PROBLEM DETAILS:
Leaving the pictures aside, transcribe every line below exactly.

——————————

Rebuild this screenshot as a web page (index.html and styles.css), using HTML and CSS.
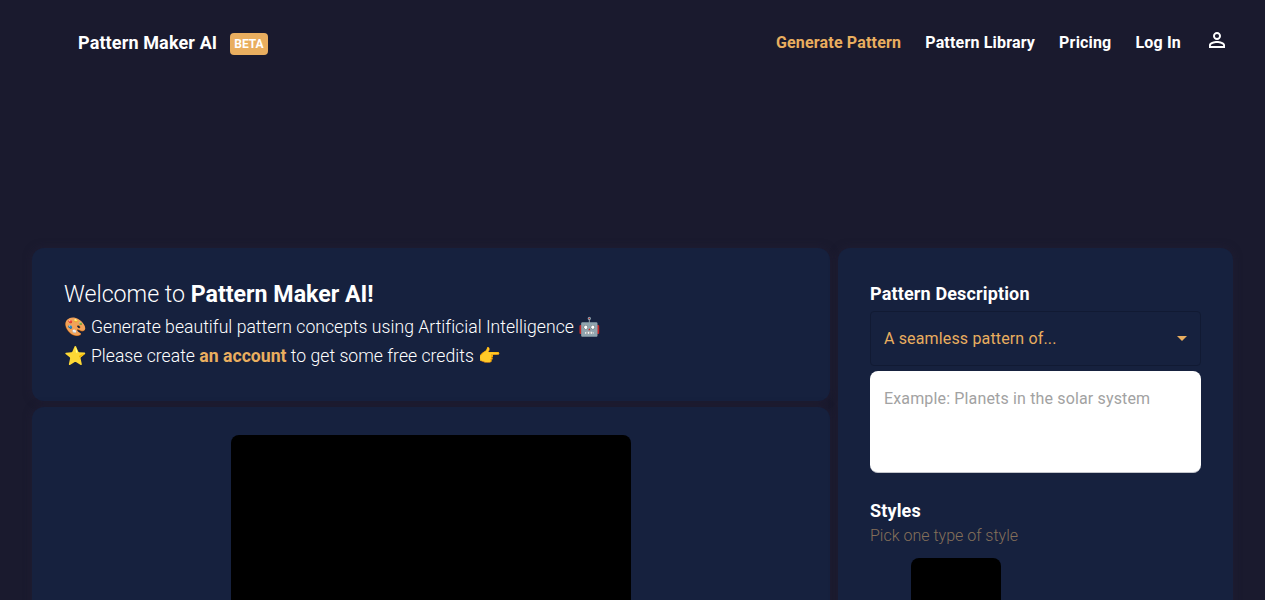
FILE: index.html
```html
<!DOCTYPE html>
<html lang="en">
<head>
<meta charset="utf-8">
<title>Pattern Maker AI</title>
<link rel="stylesheet" href="styles.css">
</head>
<body>
<div class="page">
  <header class="topbar">
    <div class="brand">
      <span class="brand-name">Pattern Maker AI</span>
      <span class="badge">BETA</span>
    </div>
    <nav class="nav">
      <a class="nav-link active" href="#">Generate Pattern</a>
      <a class="nav-link" href="#">Pattern Library</a>
      <a class="nav-link" href="#">Pricing</a>
      <a class="nav-link" href="#">Log In</a>
      <svg class="user-icon" viewBox="0 0 24 24" width="24" height="24" aria-hidden="true"><path d="M12 5.9a2.1 2.1 0 1 1 0 4.2 2.1 2.1 0 0 1 0-4.2m0 9c2.97 0 6.1 1.46 6.1 2.1v1.1H5.9V17c0-.64 3.13-2.1 6.1-2.1M12 4C9.79 4 8 5.79 8 8s1.79 4 4 4 4-1.79 4-4-1.79-4-4-4zm0 9c-2.67 0-8 1.34-8 4v3h16v-3c0-2.66-5.33-4-8-4z"/></svg>
    </nav>
  </header>
  <main class="layout">
    <div class="left-col">
      <section class="card welcome">
        <h1 class="welcome-title">Welcome to <strong>Pattern Maker AI!</strong></h1>
        <p class="welcome-line"><span class="emoji">🎨</span> Generate beautiful pattern concepts using Artificial Intelligence <span class="emoji">🤖</span></p>
        <p class="welcome-line"><span class="emoji">⭐</span> Please create <a class="account-link" href="#">an account</a> to get some free credits <span class="emoji">👉</span></p>
      </section>
      <section class="card preview-card">
        <div class="preview"></div>
      </section>
    </div>
    <aside class="card side">
      <h2 class="side-title">Pattern Description</h2>
      <div class="select">
        <span>A seamless pattern of...</span>
        <span class="caret"></span>
      </div>
      <div class="textarea">Example: Planets in the solar system</div>
      <h2 class="side-title styles-title">Styles</h2>
      <p class="hint">Pick one type of style</p>
      <div class="style-thumb"></div>
    </aside>
  </main>
</div>
</body>
</html>
```
FILE: styles.css
```css
* { box-sizing: border-box; }
html { background: #fff; overflow: hidden; }
body { margin: 0; font-family: Roboto, "Noto Color Emoji", sans-serif; color: #fff; }
.page {
  width: 1265px;
  height: 600px;
  overflow: hidden;
  background: #1a1a2e;
}
.topbar {
  height: 84px;
  padding: 0 36px 0 78px;
  display: flex;
  align-items: center;
  justify-content: space-between;
}
.brand { display: flex; align-items: center; gap: 13px; }
.brand-name { font-size: 18px; font-weight: 700; letter-spacing: .13px; }
.badge {
  margin-top: 3px;
  background: #e9ae5f;
  border-radius: 4px;
  font-size: 12px;
  font-weight: 700;
  line-height: 22px;
  height: 22px;
  padding: 0 4px;
}
.nav { display: flex; align-items: center; gap: 24px; }
.nav-link { color: #fff; text-decoration: none; font-size: 16px; font-weight: 700; letter-spacing: .18px; }
.nav-link.active { color: #e9ae5f; }
.user-icon { fill: #fff; margin-top: -4px; }
.layout {
  margin-top: 164px;
  padding: 0 32px;
  display: flex;
  gap: 8px;
  align-items: flex-start;
}
.card {
  background: #16213e;
  border-radius: 12px;
  box-shadow: 0 0 8px rgba(38, 32, 56, .5);
}
.left-col { width: 798px; display: flex; flex-direction: column; gap: 6px; }
.welcome { height: 153px; padding: 30px 32px; }
.welcome-title { margin: 0 0 3px; font-size: 23.2px; font-weight: 300; line-height: 32px; }
.welcome-title strong { font-weight: 700; }
.welcome-line { margin: 0; font-size: 17.6px; font-weight: 300; line-height: 29px; letter-spacing: .02px; }
.emoji { font-size: 18.2px; line-height: 1; }
.account-link { color: #e9ae5f; font-weight: 700; text-decoration: none; }
.preview-card { height: 300px; padding: 28px 199px; }
.preview { width: 400px; height: 400px; background: #000; border-radius: 8px; }
.side { width: 395px; height: 400px; padding: 32px; }
.side-title { margin: 0; font-size: 18px; font-weight: 700; line-height: 28px; letter-spacing: .15px; }
.select {
  margin-top: 3px;
  height: 55px;
  padding: 0 13px;
  border: 1px solid #111a33;
  border-radius: 4px;
  color: #e9ae5f;
  font-size: 16px;
  letter-spacing: .15px;
  display: flex;
  align-items: center;
  justify-content: space-between;
}
.caret {
  width: 0;
  height: 0;
  border: 5px solid transparent;
  border-top-color: #e9ae5f;
  border-bottom: 0;
}
.textarea {
  margin-top: 5px;
  height: 102px;
  padding: 17px 14px;
  background: #fff;
  border-radius: 8px;
  border-bottom: 1px solid #c4c6cc;
  color: #a2a2a2;
  font-size: 16px;
  letter-spacing: .15px;
  line-height: 22px;
}
.styles-title { margin-top: 24px; }
.hint { margin: 0; color: #85705a; font-size: 16px; font-weight: 300; line-height: 22px; }
.style-thumb { margin: 11px 0 0 41px; width: 90px; height: 90px; background: #000; border-radius: 8px; }
```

——————————

RESULT FOR THIS EXERCISE:
Rebuild this screenshot as a web page (index.html and styles.css), using HTML and CSS.
FILE: index.html
```html
<!DOCTYPE html>
<html lang="en">
<head>
<meta charset="utf-8">
<title>Pattern Maker AI</title>
<link rel="stylesheet" href="styles.css">
</head>
<body>
<div class="page">
  <header class="topbar">
    <div class="brand">
      <span class="brand-name">Pattern Maker AI</span>
      <span class="badge">BETA</span>
    </div>
    <nav class="nav">
      <a class="nav-link active" href="#">Generate Pattern</a>
      <a class="nav-link" href="#">Pattern Library</a>
      <a class="nav-link" href="#">Pricing</a>
      <a class="nav-link" href="#">Log In</a>
      <svg class="user-icon" viewBox="0 0 24 24" width="24" height="24" aria-hidden="true"><path d="M12 5.9a2.1 2.1 0 1 1 0 4.2 2.1 2.1 0 0 1 0-4.2m0 9c2.97 0 6.1 1.46 6.1 2.1v1.1H5.9V17c0-.64 3.13-2.1 6.1-2.1M12 4C9.79 4 8 5.79 8 8s1.79 4 4 4 4-1.79 4-4-1.79-4-4-4zm0 9c-2.67 0-8 1.34-8 4v3h16v-3c0-2.66-5.33-4-8-4z"/></svg>
    </nav>
  </header>
  <main class="layout">
    <div class="left-col">
      <section class="card welcome">
        <h1 class="welcome-title">Welcome to <strong>Pattern Maker AI!</strong></h1>
        <p class="welcome-line"><span class="emoji">🎨</span> Generate beautiful pattern concepts using Artificial Intelligence <span class="emoji">🤖</span></p>
        <p class="welcome-line"><span class="emoji">⭐</span> Please create <a class="account-link" href="#">an account</a> to get some free credits <span class="emoji">👉</span></p>
      </section>
      <section class="card preview-card">
        <div class="preview"></div>
      </section>
    </div>
    <aside class="card side">
      <h2 class="side-title">Pattern Description</h2>
      <div class="select">
        <span>A seamless pattern of...</span>
        <span class="caret"></span>
      </div>
      <div class="textarea">Example: Planets in the solar system</div>
      <h2 class="side-title styles-title">Styles</h2>
      <p class="hint">Pick one type of style</p>
      <div class="style-thumb"></div>
    </aside>
  </main>
</div>
</body>
</html>
```
FILE: styles.css
```css
* { box-sizing: border-box; }
html { background: #fff; overflow: hidden; }
body { margin: 0; font-family: Roboto, "Noto Color Emoji", sans-serif; color: #fff; }
.page {
  width: 1265px;
  height: 600px;
  overflow: hidden;
  background: #1a1a2e;
}
.topbar {
  height: 84px;
  padding: 0 36px 0 78px;
  display: flex;
  align-items: center;
  justify-content: space-between;
}
.brand { display: flex; align-items: center; gap: 13px; }
.brand-name { font-size: 18px; font-weight: 700; letter-spacing: .13px; }
.badge {
  margin-top: 3px;
  background: #e9ae5f;
  border-radius: 4px;
  font-size: 12px;
  font-weight: 700;
  line-height: 22px;
  height: 22px;
  padding: 0 4px;
}
.nav { display: flex; align-items: center; gap: 24px; }
.nav-link { color: #fff; text-decoration: none; font-size: 16px; font-weight: 700; letter-spacing: .18px; }
.nav-link.active { color: #e9ae5f; }
.user-icon { fill: #fff; margin-top: -4px; }
.layout {
  margin-top: 164px;
  padding: 0 32px;
  display: flex;
  gap: 8px;
  align-items: flex-start;
}
.card {
  background: #16213e;
  border-radius: 12px;
  box-shadow: 0 0 8px rgba(38, 32, 56, .5);
}
.left-col { width: 798px; display: flex; flex-direction: column; gap: 6px; }
.welcome { height: 153px; padding: 30px 32px; }
.welcome-title { margin: 0 0 3px; font-size: 23.2px; font-weight: 300; line-height: 32px; }
.welcome-title strong { font-weight: 700; }
.welcome-line { margin: 0; font-size: 17.6px; font-weight: 300; line-height: 29px; letter-spacing: .02px; }
.emoji { font-size: 18.2px; line-height: 1; }
.account-link { color: #e9ae5f; font-weight: 700; text-decoration: none; }
.preview-card { height: 300px; padding: 28px 199px; }
.preview { width: 400px; height: 400px; background: #000; border-radius: 8px; }
.side { width: 395px; height: 400px; padding: 32px; }
.side-title { margin: 0; font-size: 18px; font-weight: 700; line-height: 28px; letter-spacing: .15px; }
.select {
  margin-top: 3px;
  height: 55px;
  padding: 0 13px;
  border: 1px solid #111a33;
  border-radius: 4px;
  color: #e9ae5f;
  font-size: 16px;
  letter-spacing: .15px;
  display: flex;
  align-items: center;
  justify-content: space-between;
}
.caret {
  width: 0;
  height: 0;
  border: 5px solid transparent;
  border-top-color: #e9ae5f;
  border-bottom: 0;
}
.textarea {
  margin-top: 5px;
  height: 102px;
  padding: 17px 14px;
  background: #fff;
  border-radius: 8px;
  border-bottom: 1px solid #c4c6cc;
  color: #a2a2a2;
  font-size: 16px;
  letter-spacing: .15px;
  line-height: 22px;
}
.styles-title { margin-top: 24px; }
.hint { margin: 0; color: #85705a; font-size: 16px; font-weight: 300; line-height: 22px; }
.style-thumb { margin: 11px 0 0 41px; width: 90px; height: 90px; background: #000; border-radius: 8px; }
```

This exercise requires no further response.